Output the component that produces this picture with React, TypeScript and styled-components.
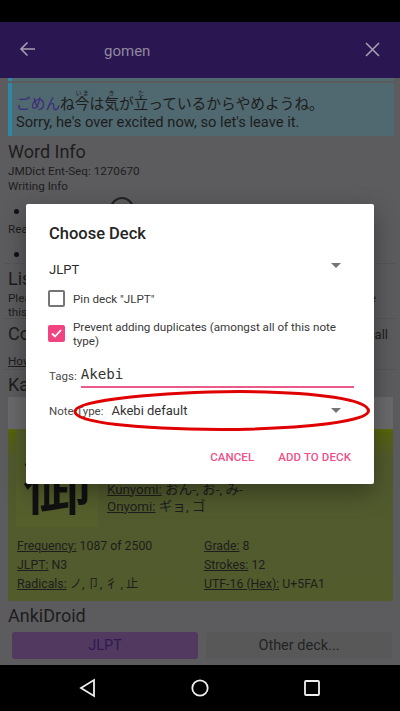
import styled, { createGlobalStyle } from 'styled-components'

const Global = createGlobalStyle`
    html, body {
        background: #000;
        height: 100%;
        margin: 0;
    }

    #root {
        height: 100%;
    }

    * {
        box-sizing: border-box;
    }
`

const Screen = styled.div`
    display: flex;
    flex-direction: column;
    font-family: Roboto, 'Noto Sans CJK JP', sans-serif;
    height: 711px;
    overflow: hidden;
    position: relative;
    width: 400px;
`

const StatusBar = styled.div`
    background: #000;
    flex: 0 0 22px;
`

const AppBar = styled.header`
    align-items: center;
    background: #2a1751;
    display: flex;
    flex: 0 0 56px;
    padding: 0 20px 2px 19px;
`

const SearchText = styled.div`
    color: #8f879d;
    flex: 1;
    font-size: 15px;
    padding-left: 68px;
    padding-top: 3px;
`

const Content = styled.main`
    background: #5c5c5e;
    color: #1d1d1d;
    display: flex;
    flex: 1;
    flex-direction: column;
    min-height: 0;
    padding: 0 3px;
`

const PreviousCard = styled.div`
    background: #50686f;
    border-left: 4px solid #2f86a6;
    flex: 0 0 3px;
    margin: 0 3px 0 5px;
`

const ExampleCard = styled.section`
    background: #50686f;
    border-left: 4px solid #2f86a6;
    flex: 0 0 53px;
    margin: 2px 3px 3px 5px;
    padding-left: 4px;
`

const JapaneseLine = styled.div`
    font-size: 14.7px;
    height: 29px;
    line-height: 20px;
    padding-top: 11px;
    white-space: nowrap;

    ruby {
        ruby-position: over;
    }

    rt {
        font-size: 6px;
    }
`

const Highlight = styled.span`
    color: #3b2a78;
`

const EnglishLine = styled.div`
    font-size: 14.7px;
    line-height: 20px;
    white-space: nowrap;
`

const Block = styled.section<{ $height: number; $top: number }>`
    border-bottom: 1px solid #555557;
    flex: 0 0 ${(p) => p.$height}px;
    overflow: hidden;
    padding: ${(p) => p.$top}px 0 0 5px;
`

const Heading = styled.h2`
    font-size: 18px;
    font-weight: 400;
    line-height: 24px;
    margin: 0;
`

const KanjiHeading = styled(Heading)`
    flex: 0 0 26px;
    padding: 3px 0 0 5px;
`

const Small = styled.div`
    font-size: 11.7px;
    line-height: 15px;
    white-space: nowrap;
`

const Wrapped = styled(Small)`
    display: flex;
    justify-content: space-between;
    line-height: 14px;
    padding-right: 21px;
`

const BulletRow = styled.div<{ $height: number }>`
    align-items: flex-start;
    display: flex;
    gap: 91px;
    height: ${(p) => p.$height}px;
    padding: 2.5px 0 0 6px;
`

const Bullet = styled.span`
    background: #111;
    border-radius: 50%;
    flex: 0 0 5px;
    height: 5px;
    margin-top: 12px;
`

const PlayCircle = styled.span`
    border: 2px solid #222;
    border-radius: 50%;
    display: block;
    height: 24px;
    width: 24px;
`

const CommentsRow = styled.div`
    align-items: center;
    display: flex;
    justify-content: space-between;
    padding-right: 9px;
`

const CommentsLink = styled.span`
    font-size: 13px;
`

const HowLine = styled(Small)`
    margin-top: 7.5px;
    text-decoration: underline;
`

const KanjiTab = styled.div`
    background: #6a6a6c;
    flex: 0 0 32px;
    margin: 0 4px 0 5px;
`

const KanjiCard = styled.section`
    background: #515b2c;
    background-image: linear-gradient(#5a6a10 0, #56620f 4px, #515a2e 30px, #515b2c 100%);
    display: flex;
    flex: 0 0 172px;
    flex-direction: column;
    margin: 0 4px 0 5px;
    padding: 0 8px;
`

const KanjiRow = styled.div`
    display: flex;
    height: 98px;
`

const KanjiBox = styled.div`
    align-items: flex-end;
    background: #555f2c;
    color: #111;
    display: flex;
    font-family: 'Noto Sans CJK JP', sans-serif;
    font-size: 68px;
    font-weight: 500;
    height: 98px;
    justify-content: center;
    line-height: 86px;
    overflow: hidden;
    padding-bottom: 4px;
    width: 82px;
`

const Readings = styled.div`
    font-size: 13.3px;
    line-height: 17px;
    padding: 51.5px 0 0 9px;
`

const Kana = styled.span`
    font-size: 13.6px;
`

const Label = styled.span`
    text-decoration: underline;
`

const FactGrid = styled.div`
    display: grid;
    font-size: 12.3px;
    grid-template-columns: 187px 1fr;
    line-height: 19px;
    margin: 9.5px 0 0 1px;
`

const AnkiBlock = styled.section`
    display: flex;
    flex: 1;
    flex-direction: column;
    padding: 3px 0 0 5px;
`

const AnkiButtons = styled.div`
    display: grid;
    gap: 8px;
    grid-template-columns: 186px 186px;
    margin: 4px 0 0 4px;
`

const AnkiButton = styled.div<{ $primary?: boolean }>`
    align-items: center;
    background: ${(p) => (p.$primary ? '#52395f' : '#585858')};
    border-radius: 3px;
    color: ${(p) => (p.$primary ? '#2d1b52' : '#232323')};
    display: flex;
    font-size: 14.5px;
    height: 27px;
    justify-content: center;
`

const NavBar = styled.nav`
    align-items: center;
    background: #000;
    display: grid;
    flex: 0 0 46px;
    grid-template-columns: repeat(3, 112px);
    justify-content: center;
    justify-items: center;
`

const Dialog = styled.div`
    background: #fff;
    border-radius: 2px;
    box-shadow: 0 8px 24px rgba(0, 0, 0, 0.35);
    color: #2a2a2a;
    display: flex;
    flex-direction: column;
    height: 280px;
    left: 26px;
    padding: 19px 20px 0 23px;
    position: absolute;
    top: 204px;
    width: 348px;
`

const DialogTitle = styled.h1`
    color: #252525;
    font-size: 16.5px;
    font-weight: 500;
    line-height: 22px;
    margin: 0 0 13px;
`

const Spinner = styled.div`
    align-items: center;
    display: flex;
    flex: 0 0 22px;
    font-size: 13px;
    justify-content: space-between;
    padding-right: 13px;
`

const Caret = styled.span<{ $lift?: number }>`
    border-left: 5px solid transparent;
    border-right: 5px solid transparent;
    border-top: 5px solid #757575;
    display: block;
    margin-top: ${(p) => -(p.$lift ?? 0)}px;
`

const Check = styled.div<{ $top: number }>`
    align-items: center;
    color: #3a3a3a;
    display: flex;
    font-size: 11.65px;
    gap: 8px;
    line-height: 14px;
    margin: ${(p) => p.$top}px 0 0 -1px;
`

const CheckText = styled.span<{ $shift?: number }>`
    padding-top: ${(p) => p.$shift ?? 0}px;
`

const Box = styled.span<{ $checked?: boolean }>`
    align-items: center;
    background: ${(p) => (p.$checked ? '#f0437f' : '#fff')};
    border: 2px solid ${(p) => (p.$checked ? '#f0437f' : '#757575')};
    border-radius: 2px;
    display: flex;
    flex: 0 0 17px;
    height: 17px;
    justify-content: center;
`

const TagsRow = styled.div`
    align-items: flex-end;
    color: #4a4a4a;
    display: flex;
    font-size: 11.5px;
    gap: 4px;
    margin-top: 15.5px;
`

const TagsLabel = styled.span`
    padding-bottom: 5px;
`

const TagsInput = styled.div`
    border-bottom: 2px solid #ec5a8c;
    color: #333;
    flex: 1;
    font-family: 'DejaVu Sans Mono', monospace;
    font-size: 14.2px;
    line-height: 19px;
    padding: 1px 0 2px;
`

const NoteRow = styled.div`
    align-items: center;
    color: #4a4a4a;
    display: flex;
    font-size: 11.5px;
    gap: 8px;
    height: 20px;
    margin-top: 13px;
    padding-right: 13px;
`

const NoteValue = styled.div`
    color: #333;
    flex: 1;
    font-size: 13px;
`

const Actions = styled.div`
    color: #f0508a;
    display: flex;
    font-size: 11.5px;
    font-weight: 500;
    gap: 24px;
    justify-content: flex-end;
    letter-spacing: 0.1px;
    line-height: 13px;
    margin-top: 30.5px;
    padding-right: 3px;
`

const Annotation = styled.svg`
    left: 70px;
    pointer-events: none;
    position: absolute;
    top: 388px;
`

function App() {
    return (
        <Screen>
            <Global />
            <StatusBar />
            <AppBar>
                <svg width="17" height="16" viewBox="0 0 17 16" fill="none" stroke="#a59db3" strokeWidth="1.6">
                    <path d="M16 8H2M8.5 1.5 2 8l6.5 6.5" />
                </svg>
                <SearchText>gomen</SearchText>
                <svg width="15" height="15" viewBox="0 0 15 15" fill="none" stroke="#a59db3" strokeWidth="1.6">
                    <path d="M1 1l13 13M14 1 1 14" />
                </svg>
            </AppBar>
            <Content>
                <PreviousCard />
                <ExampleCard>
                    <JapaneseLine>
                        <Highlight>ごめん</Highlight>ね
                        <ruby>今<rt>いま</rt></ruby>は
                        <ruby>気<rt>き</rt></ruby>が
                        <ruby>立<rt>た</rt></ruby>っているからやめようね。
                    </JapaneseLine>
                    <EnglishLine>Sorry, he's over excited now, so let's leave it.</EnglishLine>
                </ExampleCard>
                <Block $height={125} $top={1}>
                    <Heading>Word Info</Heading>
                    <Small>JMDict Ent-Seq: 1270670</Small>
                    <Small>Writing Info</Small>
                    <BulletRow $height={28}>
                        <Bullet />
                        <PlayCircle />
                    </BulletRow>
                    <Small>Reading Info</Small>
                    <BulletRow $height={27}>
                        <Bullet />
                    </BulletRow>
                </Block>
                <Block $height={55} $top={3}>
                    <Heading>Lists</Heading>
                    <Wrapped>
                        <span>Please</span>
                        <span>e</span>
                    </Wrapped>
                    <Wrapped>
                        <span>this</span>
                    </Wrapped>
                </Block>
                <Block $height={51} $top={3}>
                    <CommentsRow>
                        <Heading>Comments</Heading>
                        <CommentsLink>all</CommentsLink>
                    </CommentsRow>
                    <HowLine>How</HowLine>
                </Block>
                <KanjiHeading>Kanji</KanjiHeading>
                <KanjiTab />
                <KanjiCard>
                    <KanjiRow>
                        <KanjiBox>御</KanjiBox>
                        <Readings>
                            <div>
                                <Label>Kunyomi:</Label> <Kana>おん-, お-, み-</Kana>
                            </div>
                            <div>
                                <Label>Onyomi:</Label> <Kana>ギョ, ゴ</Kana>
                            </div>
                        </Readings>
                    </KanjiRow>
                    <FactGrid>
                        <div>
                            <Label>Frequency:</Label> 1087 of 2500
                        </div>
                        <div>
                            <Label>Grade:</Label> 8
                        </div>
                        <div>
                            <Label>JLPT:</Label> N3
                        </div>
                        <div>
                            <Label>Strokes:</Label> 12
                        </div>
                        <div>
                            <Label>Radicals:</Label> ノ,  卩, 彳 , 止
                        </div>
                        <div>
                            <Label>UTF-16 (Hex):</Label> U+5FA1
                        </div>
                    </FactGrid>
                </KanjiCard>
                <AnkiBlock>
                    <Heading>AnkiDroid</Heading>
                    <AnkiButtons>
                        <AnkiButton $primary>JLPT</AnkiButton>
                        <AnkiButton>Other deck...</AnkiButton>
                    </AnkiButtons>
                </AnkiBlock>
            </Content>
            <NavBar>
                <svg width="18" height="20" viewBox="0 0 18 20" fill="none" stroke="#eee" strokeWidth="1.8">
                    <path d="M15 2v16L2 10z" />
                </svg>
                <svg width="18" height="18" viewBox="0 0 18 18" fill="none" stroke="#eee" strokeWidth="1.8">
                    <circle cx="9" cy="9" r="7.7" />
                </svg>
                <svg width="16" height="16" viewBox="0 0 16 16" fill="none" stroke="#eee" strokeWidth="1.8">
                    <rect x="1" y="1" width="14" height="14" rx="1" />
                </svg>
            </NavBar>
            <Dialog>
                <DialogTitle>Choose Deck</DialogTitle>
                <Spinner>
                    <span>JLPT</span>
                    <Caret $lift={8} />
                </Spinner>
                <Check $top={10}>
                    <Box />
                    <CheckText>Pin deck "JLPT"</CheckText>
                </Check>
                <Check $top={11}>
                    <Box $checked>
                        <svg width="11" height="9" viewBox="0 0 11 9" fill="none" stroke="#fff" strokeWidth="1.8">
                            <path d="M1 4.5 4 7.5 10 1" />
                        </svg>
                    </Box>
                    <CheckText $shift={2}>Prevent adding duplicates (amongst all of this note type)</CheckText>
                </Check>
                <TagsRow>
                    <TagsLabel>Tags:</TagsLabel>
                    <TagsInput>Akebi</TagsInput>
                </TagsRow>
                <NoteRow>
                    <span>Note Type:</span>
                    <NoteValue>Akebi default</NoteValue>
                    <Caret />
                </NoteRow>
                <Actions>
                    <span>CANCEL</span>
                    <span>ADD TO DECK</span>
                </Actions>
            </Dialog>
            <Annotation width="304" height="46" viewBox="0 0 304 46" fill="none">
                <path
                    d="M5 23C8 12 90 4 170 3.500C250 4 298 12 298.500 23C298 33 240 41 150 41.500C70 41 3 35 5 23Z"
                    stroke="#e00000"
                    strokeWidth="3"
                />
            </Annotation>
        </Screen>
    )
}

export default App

○ ○ ○

▶ SHORT TASK: Output a single number: how many lines contain the word "this".

▶ FINISHED TASK: 3